Edward Mosberg, 93, on Friday extended the invitation to the Democratic lawmaker. On Monday, Ocasio-Cortez a heated debate in the media about her use of the term, which is widely associated with Nazi Germany, to describe migrant detention centers in the United States .
“It should be a requirement of all United States Congressmen to visit Auschwitz,” wrote Mosberg, honorary president of the Holocaust commemoration group From the Depths.
It is necessary in Ocasio-Cortez’s case because of her “lack of proper education on the Holocaust,” the foundation’s founder, Jonny Daniels, also wrote in the invitation.
Mosberg, a real estate developer who survived several Nazi camps, wore a kippah bearing President Donald Trump’s portrait to a Holocaust commemoration event earlier this year.

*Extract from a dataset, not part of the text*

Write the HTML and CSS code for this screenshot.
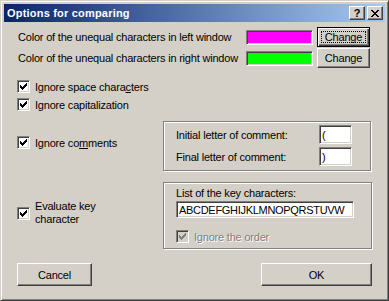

Amid criticism by Jewish groups and others over the analogy she made — including by Yad Vashem, Israel’s state Holocaust museum — Ocasio-Cortez on Twitter doubled down on her use of the term.

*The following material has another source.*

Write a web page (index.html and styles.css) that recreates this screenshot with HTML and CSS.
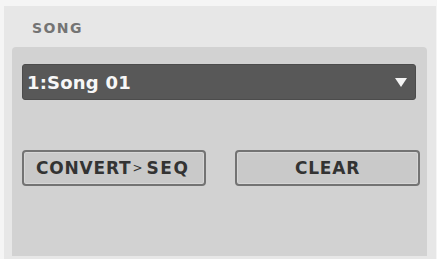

Her critics, including historian Deborah Lipstadt, argued the analogy is inaccurate and therefore potentially harmful to efforts to reverse the government’s detainment policies.
Many others defended Ocasio-Cortez’s comparison, including George Takei, an actor who was imprisoned in the United States during World War II because he is of Japanese descent.
“I was inside two of them, in America,” he tweeted. “And yes, we are operating such camps again.”